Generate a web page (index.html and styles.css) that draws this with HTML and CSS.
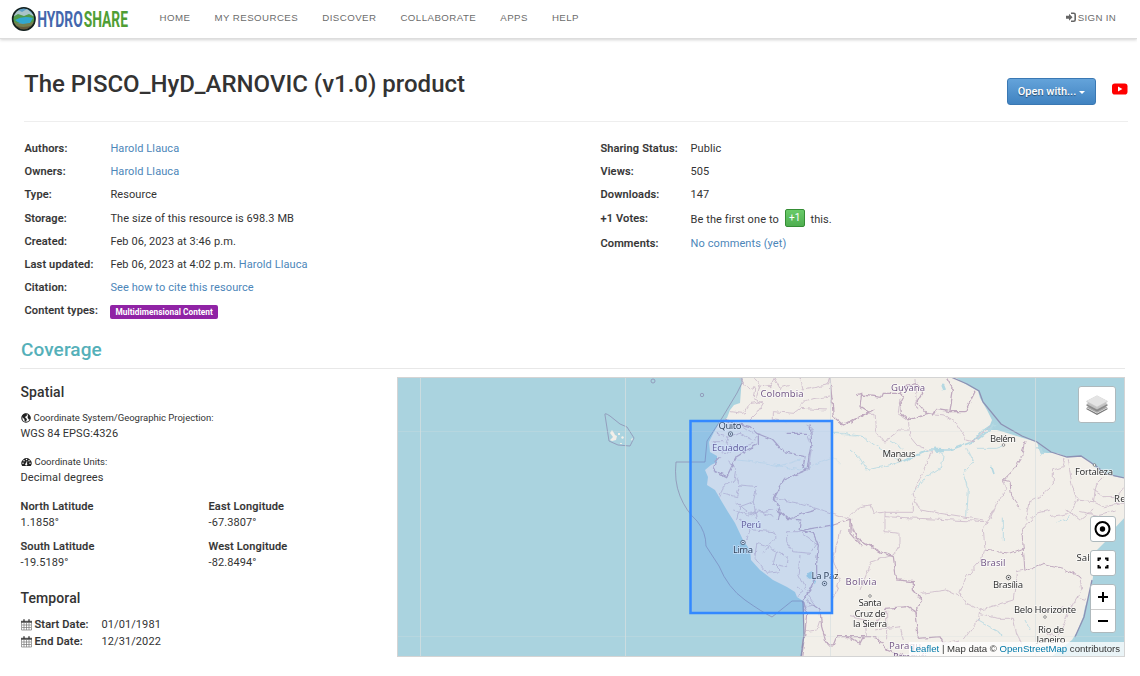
FILE: index.html
```html
<!DOCTYPE html>
<html lang="en">
<head>
<meta charset="utf-8">
<title>The PISCO_HyD_ARNOVIC (v1.0) product | HydroShare</title>
<link rel="stylesheet" href="styles.css">
</head>
<body>
<header class="navbar">
  <a class="brand" aria-label="HydroShare">
    <svg width="119" height="26" viewBox="11 6 119 26">
      <defs><clipPath id="globe"><circle cx="23.8" cy="19" r="11.3"/></clipPath></defs>
      <g clip-path="url(#globe)">
        <rect x="11" y="6" width="26" height="26" fill="#5d9fc6"/>
        <path d="M12 14l6-4 4 2 5-3 9 8v4H11z" fill="#a9c3c9"/>
        <path d="M11 18l7-4 6 2 5-2 8 4v5H11z" fill="#4f9a4b"/>
        <path d="M15 20q8-5 18-2l-3 5q-8 3-15-3z" fill="#31a7cf"/>
        <path d="M11 20q6 4 12 4t12-3v11H11z" fill="#74804f"/>
        <path d="M14 25q9 4 19 0l-4 6H19z" fill="#655a3c"/>
      </g>
      <circle cx="23.8" cy="19" r="11.2" fill="none" stroke="#14211f" stroke-width="1.6"/>
      <text class="logo-text" y="27" font-size="22.5"><tspan x="37.2" textLength="45.6" lengthAdjust="spacingAndGlyphs" fill="#4367ad">HYDRO</tspan><tspan x="83.7" textLength="44.3" lengthAdjust="spacingAndGlyphs" fill="#4f9e34">SHARE</tspan></text>
    </svg>
  </a>
  <nav class="menu"><a>HOME</a><a>MY RESOURCES</a><a>DISCOVER</a><a>COLLABORATE</a><a>APPS</a><a>HELP</a></nav>
  <a class="sign-in"><svg width="12" height="11" viewBox="0 0 12 11"><path d="M1 3.800h3V1.800l3.500 3.500L4 8.800V6.800H1z" fill="#666"/><path d="M6 1.200h2.700q1.500 0 1.500 1.500v5q0 1.500-1.500 1.500H6" fill="none" stroke="#666" stroke-width="1.600"/></svg>SIGN IN</a>
</header>
<main class="page">
  <section class="title-row">
    <h1>The PISCO_HyD_ARNOVIC (v1.0) product</h1>
    <button class="open-with">Open with...<i class="caret"></i></button>
    <svg class="youtube" width="16" height="12" viewBox="0 0 16 12"><rect y=".5" width="15.5" height="11" rx="2.8" fill="#f00"/><path d="M6 3.6v4.8L10.4 6z" fill="#fff"/></svg>
  </section>
  <section class="facts">
    <dl class="facts-left">
      <div><dt>Authors:</dt><dd><a>Harold Llauca</a></dd></div>
      <div><dt>Owners:</dt><dd><a>Harold Llauca</a></dd></div>
      <div><dt>Type:</dt><dd>Resource</dd></div>
      <div><dt>Storage:</dt><dd>The size of this resource is 698.3 MB</dd></div>
      <div><dt>Created:</dt><dd>Feb 06, 2023 at 3:46 p.m.</dd></div>
      <div><dt>Last updated:</dt><dd>Feb 06, 2023 at 4:02 p.m. <a>Harold Llauca</a></dd></div>
      <div><dt>Citation:</dt><dd><a>See how to cite this resource</a></dd></div>
      <div><dt>Content types:</dt><dd><span class="tag">Multidimensional Content</span></dd></div>
    </dl>
    <dl class="facts-right">
      <div><dt>Sharing Status:</dt><dd>Public</dd></div>
      <div><dt>Views:</dt><dd>505</dd></div>
      <div><dt>Downloads:</dt><dd>147</dd></div>
      <div class="votes"><dt>+1 Votes:</dt><dd>Be the first one to <button class="plus">+1</button> this.</dd></div>
      <div><dt>Comments:</dt><dd><a>No comments (yet)</a></dd></div>
    </dl>
  </section>
  <h2>Coverage</h2>
  <section class="coverage">
    <div class="details">
      <h3>Spatial</h3>
      <p class="small"><svg width="10" height="10" viewBox="0 0 10 10"><circle cx="5" cy="5" r="4.2" fill="#fff" stroke="#222" stroke-width="1.1"/><path d="M.8 3Q2 .5 5 .5L6.2 2 5 3.400 4 3.800 4.600 5 6 6 5 8.800 3.600 8 3.300 6 1.500 4.600zM7 1.200l2.200 2.300.3 2L8 6.800 6.600 4.800z" fill="#222"/></svg>Coordinate System/Geographic Projection:</p>
      <p>WGS 84 EPSG:4326</p>
      <p class="small units"><svg width="11" height="10" viewBox="0 0 11 10"><path d="M1.200 9A5.100 5.100 0 1 1 9.800 9z" fill="#222"/><g fill="#fff"><circle cx="2" cy="6.300" r=".75"/><circle cx="3" cy="3.700" r=".75"/><circle cx="5.500" cy="2.500" r=".75"/><circle cx="8" cy="3.700" r=".75"/><circle cx="9" cy="6.300" r=".75"/><path d="M5.800 4l.5.200-.3 2.400a1.100 1.100 0 1 1-1-.3z"/></g></svg>Coordinate Units:</p>
      <p>Decimal degrees</p>
      <div class="bounds">
        <div><b>North Latitude</b><span>1.1858°</span></div>
        <div><b>East Longitude</b><span>-67.3807°</span></div>
        <div><b>South Latitude</b><span>-19.5189°</span></div>
        <div><b>West Longitude</b><span>-82.8494°</span></div>
      </div>
      <h3 class="temporal">Temporal</h3>
      <div class="date"><svg width="11" height="12" viewBox="0 0 11 12"><use href="#cal"/></svg><b>Start Date:</b><span>01/01/1981</span></div>
      <div class="date"><svg width="11" height="12" viewBox="0 0 11 12"><g id="cal" fill="none" stroke="#777"><path d="M.5 2.500h10v8.500H.5zM3 4v7M5.500 4v7M8 4v7M1 6h9M1 8.500h9" stroke-width=".7"/><path d="M0 2.800h11" stroke="#555" stroke-width="2"/><path d="M3 .3v2.400M8 .3v2.400" stroke="#333" stroke-width="1.300"/></g></svg><b>End Date:</b><span>12/31/2022</span></div>
    </div>
    <div class="map">
      <svg class="tiles" width="726" height="278" viewBox="398 378 726 278">
        <rect x="397" y="377" width="728" height="280" fill="#aad3df"/>
        <path class="land" d="M742 376L741 390 740 403 734 405 730 410 727 418 718 425 714 432 709 442 710 452 717 456 717 462 711 465 705 470 708 477 707 485 715 490 722 502 728 512 735 523 743 540 750 550 751 560 760 570 773 580 787 587 795 592 797 597 803 601 803 620 804 633 802 647 801 658H1050L1063 647 1072 640 1077 632 1083 617 1085 607 1088 598 1091 587 1093 577 1093 563 1097 550 1105 542 1113 530 1126 516V478L1117 477 1103 473 1095 467 1088 460 1080 456 1067 457 1057 453 1047 453 1040 452 1037 442 1023 438 1007 433 997 430 983 430 990 425 992 420 987 410 980 398 978 391 967 385 953 376z"/>
        <defs><filter id="rough" x="0" y="0" width="100%" height="100%" color-interpolation-filters="sRGB"><feTurbulence type="fractalNoise" baseFrequency=".16" numOctaves="2" seed="4"/><feDisplacementMap in="SourceGraphic" scale="5" xChannelSelector="R" yChannelSelector="G"/></filter></defs>
        <g filter="url(#rough)">
          <!-- rivers and lakes -->
          <g class="river">
            <g transform="translate(850 370) scale(.3333)">
              <path d="M-50 190L-20 190 40 200 80 230 120 255 160 275 240 240M0 240L30 265 50 300 120 285 160 272M250 240L280 250 275 290 230 320 190 370M350 235L370 275 340 310 355 360 350 440M380 235H440L460 228M120 210L160 235"/>
              <path stroke-width="5" d="M160 272L240 240 300 240 370 215 400 180 440 165M425 290L432 312M380 210L420 180 430 160"/>
              <path stroke-width="9" d="M250 240L285 242M565 230L578 252M278 45L284 60"/>
            </g>
            <g class="faint" transform="translate(640 370) scale(.3333)"><path d="M290 270L380 280 430 290 480 300 580 260 600 280M580 190L650 200M410 290L480 270"/></g>
            <g transform="translate(850 510) scale(.3333)"><path d="M620 40L660 20M380 330L460 375M525 330L540 360M460 20V90"/></g>
          </g>
          <path class="lake" d="M807 573l4-2 1 5 5 4-1 3-4-3-4-2z"/>
          <!-- provincial boundaries -->
          <g class="province">
            <g transform="translate(640 370) scale(.3333)">
              <path d="M300 25L330 60 345 50 340 85 370 100 350 130 330 150M340 20L360 45 350 80M270 125L310 130 330 100 370 95M400 20L420 55 450 45M480 20L490 60 560 45 570 20M400 125L460 130 480 115 560 120M400 125V150L440 155M480 110L500 90 570 78M230 190L270 200 300 190 340 210 360 190M270 190L260 225 300 235 340 220M215 215L250 215M245 245L270 250 280 240M310 170L340 190M405 20L390 50 360 45M260 270L290 300 285 330 250 350 240 380M290 325L300 345 350 350 340 395 300 410 290 450M300 345L290 380 250 370M340 395L350 450M290 400L330 430 400 420M400 385L480 400 580 430 640 450M500 165L520 175 505 200 515 230 505 300"/>
            </g>
            <g transform="translate(640 510) scale(.3333)">
              <path d="M280 0L330 15 350 0 400 20M300 30L340 60 400 65 410 80 380 110 350 100 345 140M330 60L320 90M370 130L385 110 410 125 400 160 420 180M410 125L445 145 440 170 415 165M345 145L380 190 420 185M440 65L480 65 530 100 510 130 460 125 440 95zM480 135L475 190 500 240M470 230L490 245 470 260M600 60L580 150 600 210 580 270M495 365L530 360 540 330M630 50L660 100M500 250L525 285 490 290"/>
            </g>
            <g transform="translate(850 370) scale(.3333)">
              <path d="M50 130L75 130 80 185 105 220 120 200 145 180 175 180M150 85L145 130 175 150 180 200 200 225 245 245 190 370 195 390 210 420 400 450M190 395L190 427 100 427 70 430 60 405 30 410 0 440M195 30L200 120M175 150L230 130 285 135 320 160 350 210 370 215 420 170M460 330L470 355 440 400 420 450M645 265L640 290 610 300 610 345 570 380 540 395 530 450M655 265L665 340 680 390 730 395 740 340 760 320M680 390L660 430 600 440M730 360L760 380 800 380 824 350M730 395L760 410 824 400M690 425L740 435 800 420"/>
            </g>
            <g transform="translate(850 510) scale(.3333)">
              <path d="M105 0L105 65 150 70 150 100 130 135M0 45L20 85 100 130M105 20L410 35M430 0L400 60 405 120M400 120L395 150 350 200 330 250 350 280 390 300 490 270 500 185 525 180M215 250L290 240 330 260M390 300L385 330 340 390M390 310L440 325 490 325 500 370 515 400M525 50L560 10 600 0M690 200L695 240 670 280 650 320 625 380M620 380L590 370M680 260L705 268M30 240L65 155 130 135M70 350L110 300 110 385M75 360L150 350 160 390M580 300L640 290M0 320L45 330 50 380M650 0L690 30 730 0M280 400L330 390"/>
            </g>
          </g>
          <!-- national boundaries -->
          <g class="nation">
            <g transform="translate(640 370) scale(.3333)">
              <path d="M570 20L575 80 580 140 610 165 630 155 700 120M250 150L330 170 350 190 400 210 430 245 495 260 490 290 500 300 430 330 415 355 400 385 420 420 415 450M355 190L355 220 290 260 270 300 260 320 220 300 225 275 240 260M500 300L515 215 510 160M440 190L500 190"/>
            </g>
            <g transform="translate(640 510) scale(.3333)">
              <path d="M410 0L440 25 485 30 480 60 520 70 535 105 530 160 530 200 510 240 490 270M440 25L530 0M490 60L580 45 630 30 630 70 665 110M500 270L540 300 545 350 560 405 580 405 590 380 670 380M490 270L500 310 495 370 485 440"/>
            </g>
            <g transform="translate(850 370) scale(.3333)">
              <path d="M0 160L55 125 30 110 35 70 20 75M35 75L95 82 100 70 150 70 160 80 150 100 155 130 175 150 230 130 200 95 215 70 205 40M230 130L250 135 260 118 300 125 310 60 290 25M300 125L345 125 375 65M150 70L170 45 205 40"/>
              <path class="state" d="M525 210L515 260 490 300 460 330 480 335 485 380 510 415"/>
            </g>
            <g transform="translate(850 510) scale(.3333)">
              <path d="M0 30L20 85 100 130 130 140 140 210 190 215 190 240 215 270 195 310 205 385M105 295L170 290 200 310M205 385L270 380 280 400M0 380L30 400 40 380 80 380 110 420 160 440"/>
              <path class="state" d="M400 120L440 125 480 130 520 115 515 60 525 50M520 115L525 185 580 160 640 175 690 200"/>
            </g>
          </g>
        </g>
        <g class="maritime">
          <path d="M742 378V383L737 393 722 418 707 441 705 462H676Q674 481 680 496T697 521Q706 532 706 546L719 566Q728 588 745 600T772 617L792 601H803M605 415Q604 412 610 416L620 424 627 427 634 438 630 446 618 445 609 441z"/>
          <path stroke-width="1.3" d="M951 377L967 384 979 391 983 402 1001 424 1022 436 1037 442 1051 452 1067 457 1081 456 1096 466 1106 474 1125 478M801 657L804 635 803 601M1092 580L1084 617 1075 637"/>
          <circle cx="653" cy="381" r="2"/><circle cx="702" cy="395" r="1.7"/>
        </g>
        <path fill="#f2efe9" d="M610 433l2-3 2 3 1 2 2 1-1 4-4 1-2-1 3-3zM618 433h2v2h-2zM621 437l2-1 1 2-2 1zM631 439l2-1-1 3zM620 443h2v1h-2z"/>
        <path class="grid" d="M420.500 377V657M625.500 377V657M830.500 377V657M1035.500 377V657"/>
        <path class="grid faint" d="M397 431.500H1125M397 636.500H1125"/>
        <g class="places">
          <g class="country"><text x="782" y="397" textLength="43">Colombia</text><text x="908" y="391" textLength="34">Guyana</text><text x="730" y="451" textLength="36">Ecuador</text><text x="751" y="528" textLength="20">Perú</text><text x="861" y="585" textLength="31">Bolivia</text><text x="993" y="566" textLength="25">Brasil</text><text x="905" y="649" textLength="32">Paragu</text><text x="910" y="660" textLength="34">Paraguái</text></g>
          <text x="730" y="429" textLength="23">Quito</text><text x="743" y="553" textLength="20">Lima</text><text x="825" y="579" textLength="27">La Paz</text><text x="899" y="457" textLength="33">Manaus</text><text x="1003" y="441.500" textLength="26">Belém</text><text x="1094" y="475" textLength="38">Fortaleza</text><text x="1128" y="502" textLength="28">Recife</text><text x="1096" y="561" textLength="39">Salvador</text><text x="1008" y="588" textLength="30">Brasília</text><text x="1045" y="613" textLength="62">Belo Horizonte</text><text x="870" y="606" textLength="23">Santa</text><text x="870" y="616.500" textLength="31">Cruz de</text><text x="870" y="627" textLength="34">la Sierra</text><text x="1051" y="633" textLength="26">Rio de</text><text x="1051" y="643" textLength="29">Janeiro</text>
        </g>
        <g class="towns"><circle cx="899.500" cy="460" r="1.300"/><circle cx="1003.500" cy="445" r="1.300"/><circle cx="1094.500" cy="465" r="1.300"/><circle cx="870" cy="596" r="1.300"/><circle cx="1045" cy="617" r="1.300"/><g class="capital"><circle cx="730.500" cy="434" r="2.200"/><circle cx="743" cy="542.500" r="2.200"/><circle cx="824.500" cy="583.500" r="2.200"/><circle cx="1008.500" cy="577.500" r="2.200"/></g><g class="dot"><circle cx="730.500" cy="434" r=".8"/><circle cx="743" cy="542.500" r=".8"/><circle cx="824.500" cy="583.500" r=".8"/><circle cx="1008.500" cy="577.500" r=".8"/></g></g>
        <rect x="690.500" y="421" width="141.500" height="192" fill="#3388ff" fill-opacity=".2" stroke="#3388ff" stroke-width="2.500"/>
      </svg>
      <div class="control layers"><svg width="24" height="24" viewBox="0 0 24 24"><path d="M1.500 15L12 20.500 22.500 15v1.300L12 22 1.500 16.300z" fill="#777"/><path d="M1.500 14.500L12 9 22.500 14.500 12 20z" fill="#aaa"/><path d="M1.500 11.500L12 6 22.500 11.500v1.300L12 18.500 1.500 12.800z" fill="#8a8a8a"/><path d="M1.500 11L12 5.500 22.500 11 12 16.500z" fill="#c2c2c2"/><path d="M1.500 8L12 2.500 22.500 8v1L12 15 1.500 9z" fill="#c8c8c8"/><path d="M1.500 8L12 2.500 22.500 8 12 13.700z" fill="#e4e4e4"/></svg></div>
      <div class="stack">
        <div class="control"><svg width="18" height="18" viewBox="0 0 18 18"><circle cx="8.500" cy="9" r="7" fill="none" stroke="#000" stroke-width="2"/><circle cx="8.500" cy="9" r="2.700"/></svg></div>
        <div class="control"><svg width="14" height="14" viewBox="0 0 14 14"><path d="M2.500 5V2.500H5M9 2.500h2.500V5M11.500 9v2.500H9M5 11.500H2.500V9" fill="none" stroke="#000" stroke-width="2"/></svg></div>
        <div class="zoom"><div><svg width="12" height="12" viewBox="0 0 12 12"><path d="M1 6h10M6 1v10" stroke="#000" stroke-width="2"/></svg></div><div><svg width="12" height="12" viewBox="0 0 12 12"><path d="M1 6h10" stroke="#000" stroke-width="2"/></svg></div></div>
      </div>
      <div class="attribution"><a>Leaflet</a> | Map data © <a>OpenStreetMap</a> contributors</div>
    </div>
  </section>
</main>
</body>
</html>
```

FILE: styles.css
```css
* { box-sizing: border-box; }
body { margin: 0; width: 1137px; background: #fff; color: #333; font: 11px/16px Roboto, sans-serif; letter-spacing: .09px; }
h1, h2, h3, p, dl, dd { margin: 0; font-weight: 400; }
a { color: #4c86b9; }
b, dt { font-weight: 500; letter-spacing: .16px; -webkit-text-stroke: .15px #333; }
svg { display: block; flex: none; }

.navbar { display: flex; align-items: flex-start; height: 39px; padding: 6px 21px 0 11px; border-bottom: 1px solid #ddd; box-shadow: 0 1px 3px rgba(0,0,0,.18); font: 9.700px/12px "Liberation Sans", Arial, sans-serif; letter-spacing: .45px; }
.navbar a { color: #6c6c6c; }
.logo-text { font-family: Roboto, sans-serif; font-weight: 700; letter-spacing: 0; }
.menu { display: flex; gap: 24px; margin: 6px 0 0 29.500px; white-space: nowrap; }
.sign-in { display: flex; gap: 1px; margin: 6px 0 0 auto; letter-spacing: .3px; }

.title-row { display: flex; align-items: flex-start; height: 83px; margin: 0 9px 0 24px; border-bottom: 1px solid #eee; }
h1 { margin-top: 29px; font-size: 24px; line-height: 32px; font-weight: 500; letter-spacing: 0; white-space: nowrap; }
.open-with { display: flex; align-items: center; justify-content: center; width: 89px; height: 27px; margin: 39px 0 0 auto; padding: 1px 0 0; border: 1px solid #3a78b3; border-radius: 3px; background: linear-gradient(#64a3da, #4083c1); color: #fff; font: 500 11px/16px Roboto, sans-serif; text-shadow: 0 1px 1px rgba(0,0,0,.45); }
.caret { margin: 1px 0 0 3px; border: 3px solid transparent; border-top-color: #fff; border-bottom: 0; }
.youtube { margin: 44px 0 0 16px; }

.facts { display: grid; grid-template-columns: 576px 1fr; height: 209px; padding: 19px 0 0 24.400px; }
.facts dl > div { display: grid; height: 23.200px; white-space: nowrap; }
.facts-left > div { grid-template-columns: 86px 1fr; }
.facts-right > div { grid-template-columns: 90.200px 1fr; }
.facts .votes { height: 25.500px; }
.tag { display: inline-block; height: 14px; padding: 0 5px; border-radius: 2px; background: #9023a5; color: #fff; font-size: 8.300px; font-weight: 700; line-height: 14px; letter-spacing: .05px; vertical-align: -1px; }
.plus { width: 20px; height: 18px; margin: -2px 3px; padding: 0; border: 1px solid #358d35; border-radius: 2px; background: linear-gradient(#68cb68, #4fae50); color: #fff; font: 10px/13px Roboto, sans-serif; vertical-align: 1px; }

h2 { height: 38px; margin: 0 12px 0 20px; padding-left: 1px; border-bottom: 1px solid #e8e8e8; color: #55b0b9; font-size: 19px; font-weight: 500; line-height: 38px; }
.coverage { display: grid; grid-template-columns: 377px 728px; padding: 8px 0 0 20px; }
.details { padding: 6px 0 0 .5px; }
h3 { height: 27px; font-size: 14px; line-height: 18px; font-weight: 500; }
.details .small { display: flex; align-items: center; gap: 3px; height: 15px; margin-bottom: 1px; font-size: 9.500px; letter-spacing: 0; }
.details .units { margin-top: 12px; }
.bounds { display: grid; grid-template-columns: 188px 1fr; row-gap: 8px; margin-top: 13px; }
.bounds div { display: grid; }
.temporal { margin-top: 18px; }
.date { display: flex; align-items: center; height: 17px; }
.date b { width: 67px; margin-left: 3px; }

.map { position: relative; width: 728px; height: 280px; border: 1px solid #d4d4d4; overflow: hidden; letter-spacing: 0; }
.land { fill: #f2efe9; }
.river { fill: none; stroke: #b4d8e2; stroke-width: 2.500; }
.faint { opacity: .4; }
.lake { fill: #aad3df; }
.province { fill: none; stroke: #cdbbcb; stroke-width: 2.600; }
.nation { fill: none; stroke: #bfa8be; stroke-width: 3.800; }
.state { stroke-width: 3; }
.maritime { fill: none; stroke: #8d91b4; stroke-width: .8; }
.grid { fill: none; stroke: #d8dfdf; stroke-opacity: .7; }
.places { font: 9.500px "Noto Sans", sans-serif; fill: #333; text-anchor: middle; paint-order: stroke; stroke: rgba(255,255,255,.7); stroke-width: 1.500px; }
.country { fill: #765b88; }
.towns { fill: #fff; stroke: #666; stroke-width: .7; }
.capital { stroke: #333; }
.dot { fill: #333; stroke: none; }
.control { display: flex; align-items: center; justify-content: center; width: 26px; height: 26px; border: 1px solid #aeb9bd; border-radius: 3px; background: #fff; }
.layers { position: absolute; top: 8px; right: 8px; width: 38px; height: 37px; }
.stack { position: absolute; top: 138px; right: 8px; display: grid; gap: 8px; }
.zoom { width: 26px; border: 1px solid #aeb9bd; border-radius: 3px; background: #fff; }
.zoom div { display: flex; align-items: center; justify-content: center; height: 24px; }
.zoom div + div { height: 23px; border-top: 1px solid #ccc; }
.attribution { position: absolute; right: 0; bottom: 0; height: 14px; padding: 0 4px 0 1px; background: rgba(255,255,255,.75); font: 9.600px/14px "Liberation Sans", Arial, sans-serif; white-space: nowrap; }
.attribution a { color: #0078a8; }
```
┄┄┄┄┄┄
Objective: Pick out each line in the material containing "styles".

Answer in full:
Generate a web page (index.html and styles.css) that draws this with HTML and CSS.
<link rel="stylesheet" href="styles.css">
FILE: styles.css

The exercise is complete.